Bargain Hunting Gone Wild
I later became an extreme frugalite, buying unneeded sale items just because they were cheap. I once bought several boxes of Christmas decorations marked down 90%, although I didn’t celebrate Christmas. I planned to sell them for profit, and I tried, but ended up leaving them behind during my last move.
Sentimentality and Frugality Gone Awry
My worst problem is letting go of anything sentimental. I could tell you exactly where I got almost everything in my house, and why I could not part with it. My favorite excuse was “I couldn’t buy that for three times what I paid for it now.” I have almost every gift my children ever gave me, which they have told me dozens of times I could get rid of without hurting their feelings. Until my last move, I had a box of kindergarten drawings from my younger son. I now only have a few of the better ones. Birthday cards, letters from high school friends that I lost touch with in the early 70’s, knick-knacks my mother bought me 40 years ago…I can’t part with any of it. I’m not content with the memories, I have to have the object.
Stockpiling or Hoarding?
My latest obsession is stockpiling food. I must say, this served me well when I lost my job. It took 3 months to get my food stamps, and I was just then running out of the food I had in my cabinets. My children always say “You have way too much food in this house.” Living in Florida, it’s easy to justify needing it in case of hurricanes, but that is just how my twisted hoarding mind works. I’m working on only buying what I can eat in a week.
How and Why I Control My Hoarding Urges
Researchers at Princeton found that extreme clutter messes with your mind, which becomes just as disorganized as your living environment. I had so much stuff I didn’t even know what I owned, much less where most of it was. I was constantly saying “I’ve got one of those…somewhere.” Nothing I had was useful, because I couldn’t find it to use it.

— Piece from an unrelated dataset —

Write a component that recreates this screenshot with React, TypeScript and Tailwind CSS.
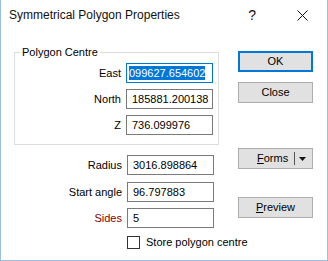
import React from "react";

function Field({ label, value, labelW, red, focused }: { label: string; value: string; labelW: string; red?: boolean; focused?: boolean }) {
  return (
    <div className="flex items-center h-[20px]">
      <div className={`${labelW} shrink-0 text-right ${red ? "text-[#800000]" : "text-black"}`}>{label}</div>
      <div
        className={`ml-[5px] w-[87px] h-[20px] shrink-0 flex items-center overflow-hidden whitespace-nowrap border ${
          focused ? "border-[#0078d7]" : "border-[#7a7a7a]"
        }`}
      >
        {focused ? (
          <span className="ml-[2px] bg-[#0078d7] text-white leading-[14px]">099627.654602</span>
        ) : (
          <span className="pl-[5px]">{value}</span>
        )}
      </div>
    </div>
  );
}

function Btn({ children, primary, className = "" }: { children: React.ReactNode; primary?: boolean; className?: string }) {
  return (
    <div
      className={`w-[75px] h-[21px] bg-[#e1e1e1] flex items-center justify-center ${
        primary ? "border-2 border-[#0078d7]" : "border border-[#adadad]"
      } ${className}`}
    >
      {children}
    </div>
  );
}

export default function App() {
  return (
    <div className="w-[328px] h-[261px] bg-white border border-t-0 border-[#99c0e4] font-['Liberation_Sans',Arial,sans-serif] text-[11px] text-black overflow-hidden">
      {/* Title bar */}
      <div className="h-[30px] flex items-center pl-[8px] relative">
        <span className="text-[12px] text-[#111]">Symmetrical Polygon Properties</span>
        <span className="ml-auto mr-[41px] text-[14px] text-[#111]">?</span>
        <svg width="11" height="11" viewBox="0 0 11 11" className="mr-[19px]">
          <path d="M0.5 0.5 L10.5 10.5 M10.5 0.5 L0.5 10.5" stroke="#111" strokeWidth="1" />
        </svg>
      </div>
      {/* Body */}
      <div className="flex">
        <div className="ml-[13px] w-[205px] shrink-0 pt-[16px]">
          <fieldset className="border border-[#dcdcdc] pr-[4px] pb-[9px]">
            <legend className="ml-[5px] px-[2px] leading-[13px]">Polygon Centre</legend>
            <div className="flex flex-col gap-[6px] pt-[4px]">
              <Field label="East" value="" labelW="w-[106px]" focused />
              <Field label="North" value="185881.200138" labelW="w-[106px]" />
              <Field label="Z" value="736.099976" labelW="w-[106px]" />
            </div>
          </fieldset>
          <div className="mt-[10px]">
            <Field label="Radius" value="3016.898864" labelW="w-[108px]" />
          </div>
          <div className="mt-[7px]">
            <Field label="Start angle" value="96.797883" labelW="w-[108px]" />
          </div>
          <div className="mt-[6px]">
            <Field label="Sides" value="5" labelW="w-[108px]" red />
          </div>
          <div className="mt-[6px] ml-[113px] flex items-center whitespace-nowrap">
            <div className="w-[13px] h-[13px] shrink-0 border border-[#333] bg-white" />
            <span className="ml-[6px] shrink-0">Store polygon centre</span>
          </div>
        </div>
        <div className="ml-[19px] pt-[21px] flex flex-col">
          <Btn primary>OK</Btn>
          <Btn className="mt-[10px]">Close</Btn>
          <div className="mt-[45px] w-[75px] h-[21px] bg-[#e1e1e1] border border-[#adadad] flex items-center">
            <span className="ml-[18px]">
              <span className="underline">F</span>orms
            </span>
            <div className="ml-[6px] w-px h-[13px] bg-[#555]" />
            <svg width="7" height="4" viewBox="0 0 7 4" className="ml-[4px]">
              <path d="M0 0 L7 0 L3.5 4 Z" fill="#111" />
            </svg>
          </div>
          <Btn className="mt-[28px]">
            <span>
              <span className="underline">P</span>review
            </span>
          </Btn>
        </div>
      </div>
    </div>
  );
}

I’ve rid myself of 3/4 of what I owned, and still have way too much “stuff.” I’m actively going through and ridding myself of it by selling, donating and throwing things away. I stopped working in offices, so I gave away most of my dress clothes — 12 black garbage bags full of clothes and shoes. I don’t buy anything I don’t need. My closet? I now have about 4 feet of hanging clothes, as opposed to a full walk-in closet and clothes in other closets around the house. I gave away 200 clothes hangers.
It’s an everyday struggle, but my goal is to move into a 400 square foot tiny home. I may still have to use some creative storage, but at least the trucks I’m moving in are getting smaller.